How IPPS Final Rule Affects Medical Coding
Commentors pointed out that determining a patient's expected length of stay is difficult and contradictory to the physician's training. CMS acknowledged that physicians may have trouble estimating length of stay, but stated, "It has been longstanding Medicare policy to require physicians to admit a beneficiary as a hospital inpatient based on their expected length of stay."
If the physician is unable to estimate the length of stay, CMS instructs physicians to continuing treating patients as outpatients until they have enough information to determine whether the patient should be admitted.
In response to additional comments, CMS stated that it expects physicians to make the decision to admit the beneficiary "based on the cumulative time spent at the hospital beginning with the initial outpatient service."

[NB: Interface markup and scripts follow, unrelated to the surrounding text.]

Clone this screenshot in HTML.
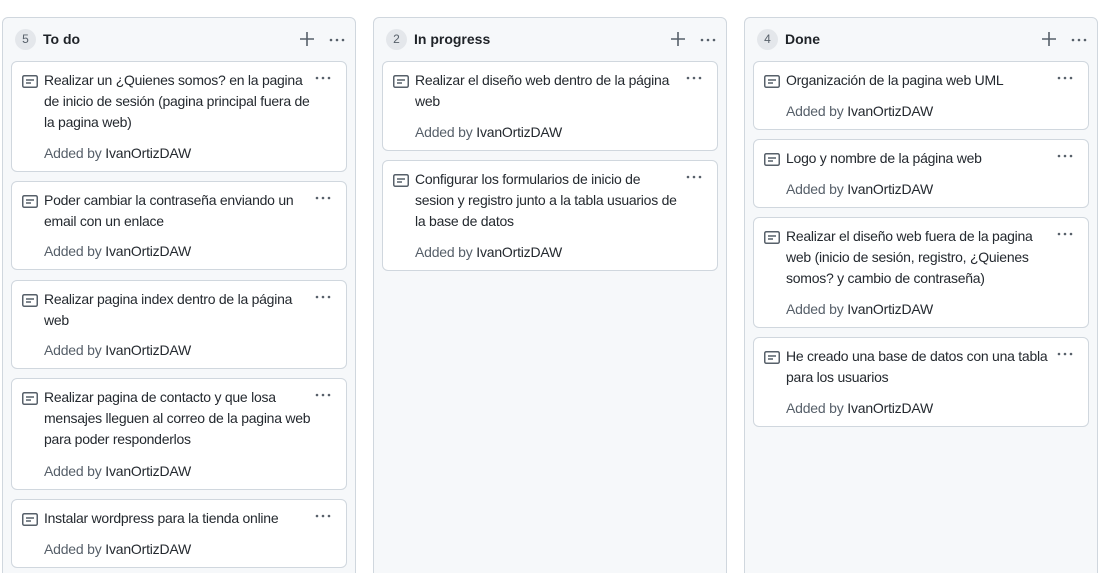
<!DOCTYPE html><html><head><meta charset="utf-8"><style>
*{box-sizing:border-box;margin:0;padding:0}
html,body{width:1105px;height:573px;overflow:hidden}
body{background:#fff;font-family:"Liberation Sans",sans-serif;color:#24292f;font-size:14px;position:relative}
.col{position:absolute;top:17px;width:354px;height:570px;background:#f6f8fa;border:1px solid #d0d7de;border-radius:6px}
.cnt{position:absolute;left:12px;top:11px;width:21px;height:21px;border-radius:50%;background:#e4e7eb;color:#57606a;font-size:12px;text-align:center;line-height:21px}
.ttl{position:absolute;left:40px;top:13px;font-weight:bold;font-size:14px;color:#1f2328}
.plus{position:absolute;right:40px;top:13px}
.hd{position:absolute;right:10px;top:20px}
.card{position:absolute;left:8px;width:336px;background:#fff;border:1px solid #d0d7de;border-radius:6px}
.card .ic{position:absolute;left:10px;top:12px}
.card .t{position:absolute;left:32px;top:8px;line-height:21px;white-space:nowrap;letter-spacing:-0.25px}
.card .a{position:absolute;left:32px;bottom:7px;line-height:21px;color:#57606a;letter-spacing:-0.2px}
.card .a b{font-weight:normal;color:#24292f}
.card .d{position:absolute;left:303px;top:14px}
</style></head><body>
<svg width="0" height="0" style="position:absolute"><defs>
<g id="note"><rect x="0.75" y="1.75" width="14.5" height="11.5" rx="1.5" fill="none" stroke="#57606a" stroke-width="1.5"/><path d="M4 6h8M4 9h5" stroke="#57606a" stroke-width="1.5"/></g>
<g id="dots" fill="#57606a"><circle cx="2" cy="2" r="1.3"/><circle cx="8" cy="2" r="1.3"/><circle cx="14" cy="2" r="1.3"/></g>
<g id="plus"><path d="M8 1v14M1 8h14" stroke="#57606a" stroke-width="1.6"/></g>
</defs></svg>

<div class="col" style="left:2px">
<div class="cnt">5</div><div class="ttl">To do</div>
<svg class="plus" width="16" height="16"><use href="#plus"/></svg>
<svg class="hd" width="16" height="4"><use href="#dots"/></svg>
<div class="card" style="top:43px;height:111px"><svg class="ic" width="16" height="15"><use href="#note"/></svg><div class="t">Realizar un ¿Quienes somos? en la pagina<br>de inicio de sesión (pagina principal fuera de<br>la pagina web)</div><svg class="d" width="16" height="4"><use href="#dots"/></svg><div class="a">Added by <b>IvanOrtizDAW</b></div></div>
<div class="card" style="top:163px;height:89px"><svg class="ic" width="16" height="15"><use href="#note"/></svg><div class="t">Poder cambiar la contraseña enviando un<br>email con un enlace</div><svg class="d" width="16" height="4"><use href="#dots"/></svg><div class="a">Added by <b>IvanOrtizDAW</b></div></div>
<div class="card" style="top:262px;height:89px"><svg class="ic" width="16" height="15"><use href="#note"/></svg><div class="t">Realizar pagina index dentro de la página<br>web</div><svg class="d" width="16" height="4"><use href="#dots"/></svg><div class="a">Added by <b>IvanOrtizDAW</b></div></div>
<div class="card" style="top:360px;height:112px"><svg class="ic" width="16" height="15"><use href="#note"/></svg><div class="t">Realizar pagina de contacto y que losa<br>mensajes lleguen al correo de la pagina web<br>para poder responderlos</div><svg class="d" width="16" height="4"><use href="#dots"/></svg><div class="a">Added by <b>IvanOrtizDAW</b></div></div>
<div class="card" style="top:481px;height:69px"><svg class="ic" width="16" height="15"><use href="#note"/></svg><div class="t">Instalar wordpress para la tienda online</div><svg class="d" width="16" height="4"><use href="#dots"/></svg><div class="a">Added by <b>IvanOrtizDAW</b></div></div>
</div>

<div class="col" style="left:373px">
<div class="cnt">2</div><div class="ttl">In progress</div>
<svg class="plus" width="16" height="16"><use href="#plus"/></svg>
<svg class="hd" width="16" height="4"><use href="#dots"/></svg>
<div class="card" style="top:43px;height:90px"><svg class="ic" width="16" height="15"><use href="#note"/></svg><div class="t">Realizar el diseño web dentro de la página<br>web</div><svg class="d" width="16" height="4"><use href="#dots"/></svg><div class="a">Added by <b>IvanOrtizDAW</b></div></div>
<div class="card" style="top:142px;height:111px"><svg class="ic" width="16" height="15"><use href="#note"/></svg><div class="t">Configurar los formularios de inicio de<br>sesion y registro junto a la tabla usuarios de<br>la base de datos</div><svg class="d" width="16" height="4"><use href="#dots"/></svg><div class="a">Added by <b>IvanOrtizDAW</b></div></div>
</div>

<div class="col" style="left:744px">
<div class="cnt">4</div><div class="ttl">Done</div>
<svg class="plus" width="16" height="16"><use href="#plus"/></svg>
<svg class="hd" width="16" height="4"><use href="#dots"/></svg>
<div class="card" style="top:43px;height:69px"><svg class="ic" width="16" height="15"><use href="#note"/></svg><div class="t">Organización de la pagina web UML</div><svg class="d" width="16" height="4"><use href="#dots"/></svg><div class="a">Added by <b>IvanOrtizDAW</b></div></div>
<div class="card" style="top:121px;height:69px"><svg class="ic" width="16" height="15"><use href="#note"/></svg><div class="t">Logo y nombre de la página web</div><svg class="d" width="16" height="4"><use href="#dots"/></svg><div class="a">Added by <b>IvanOrtizDAW</b></div></div>
<div class="card" style="top:199px;height:111px"><svg class="ic" width="16" height="15"><use href="#note"/></svg><div class="t">Realizar el diseño web fuera de la pagina<br>web (inicio de sesión, registro, ¿Quienes<br>somos? y cambio de contraseña)</div><svg class="d" width="16" height="4"><use href="#dots"/></svg><div class="a">Added by <b>IvanOrtizDAW</b></div></div>
<div class="card" style="top:319px;height:90px"><svg class="ic" width="16" height="15"><use href="#note"/></svg><div class="t">He creado una base de datos con una tabla<br>para los usuarios</div><svg class="d" width="16" height="4"><use href="#dots"/></svg><div class="a">Added by <b>IvanOrtizDAW</b></div></div>
</div>
</body></html>
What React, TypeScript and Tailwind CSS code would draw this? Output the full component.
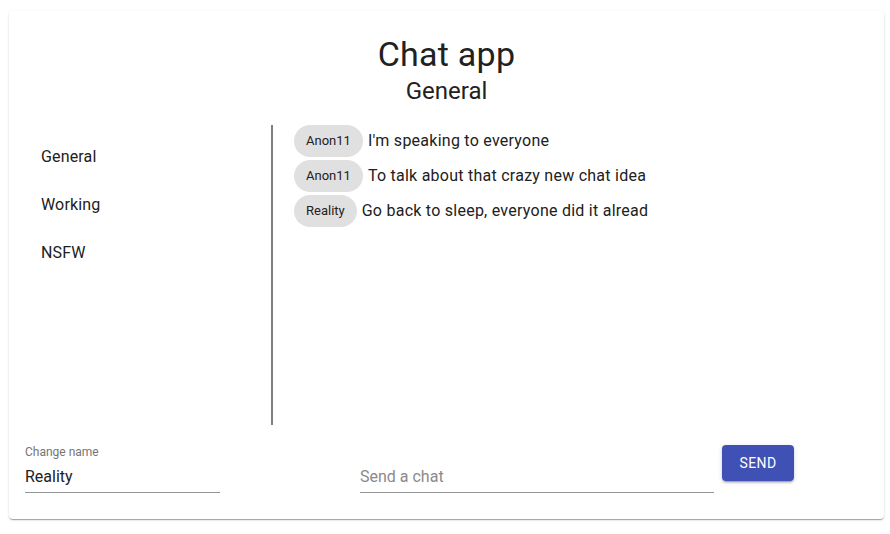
import { useState } from "react";

const messages = [
  { from: "Anon11", msg: "I'm speaking to everyone" },
  { from: "Anon11", msg: "To talk about that crazy new chat idea" },
  { from: "Reality", msg: "Go back to sleep, everyone did it alread" },
];

const topics = ["General", "Working", "NSFW"];

function App() {
  const [name, setName] = useState("Reality");
  const [text, setText] = useState("");

  return (
    <div className="min-h-[534px] bg-white pl-[9px] pt-[11px] font-['Roboto',sans-serif] text-[#212121]">
      <div className="w-[875px] h-[508px] rounded bg-white px-4 pt-[22px] shadow-[0_2px_1px_-1px_rgba(0,0,0,0.2),0_1px_1px_0_rgba(0,0,0,0.14),0_1px_3px_0_rgba(0,0,0,0.12)]">
        <h4 className="text-center text-[34px] leading-[42px] tracking-[0.25px]">Chat app</h4>
        <h5 className="text-center text-[24px] leading-[32px]">General</h5>

        <div className="mt-[18px] flex">
          <div className="w-[248px] h-[300px] border-r-2 border-[#808080]">
            <ul className="py-2">
              {topics.map((t) => (
                <li key={t} className="px-4 py-2">
                  <div className="my-1 text-[16px] leading-6 tracking-[0.15px]">{t}</div>
                </li>
              ))}
            </ul>
          </div>

          <div className="flex-1 pl-[21px]">
            {messages.map((m, i) => (
              <div key={i} className="mb-[3px] flex items-center gap-[5px]">
                <span className="inline-flex h-8 items-center rounded-2xl bg-[#e0e0e0] px-3 text-[13px] text-[#212121]">
                  {m.from}
                </span>
                <span className="text-[16px] leading-6 tracking-[0.25px]">{m.msg}</span>
              </div>
            ))}
          </div>
        </div>

        <div className="mt-5 flex items-start">
          <div className="w-[195px] flex flex-col">
            <label className="h-4 pt-[1px] text-[12px] leading-3 text-[#757575]">Change name</label>
            <input
              className="h-8 pt-[6px] pb-[7px] border-b border-[#949494] text-[16px] text-[#212121] outline-none"
              value={name}
              onChange={(e) => setName(e.target.value)}
            />
          </div>
          <div className="ml-[140px] w-[354px] pt-4">
            <input
              className="w-full h-8 pt-[6px] pb-[7px] border-b border-[#949494] text-[16px] text-[#212121] placeholder:text-[#8a8a8a] outline-none"
              placeholder="Send a chat"
              value={text}
              onChange={(e) => setText(e.target.value)}
            />
          </div>
          <button className="ml-2 h-9 w-[72px] rounded bg-[#3f51b5] text-[14px] font-normal uppercase tracking-[0.4px] text-white shadow-[0_3px_1px_-2px_rgba(0,0,0,0.2),0_2px_2px_0_rgba(0,0,0,0.14),0_1px_5px_0_rgba(0,0,0,0.12)]">
            Send
          </button>
        </div>
      </div>
    </div>
  );
}

export default App;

In other words, if the physician makes the decision to admit after the beneficiary arrived at the hospital and began receiving services, he or she should consider the time already spent receiving those services in estimating the beneficiary's total expected length of stay. For example, if the beneficiary has already passed 1 midnight as an outpatient observation patient or in routine recovery following outpatient surgery, the physician should consider the 2 midnight benchmark met if he or she expects the beneficiary to require an additional midnight in the hospital.
Although CMS also stated that the documentation in the medical record needs to support that the physician had reason to believe the patient would stay two midnights, a Medicare review contractor can potentially deem that the documentation is not strong enough and reverse the complex medical decision made by the physician based on what they knew at the time, Mackaman says.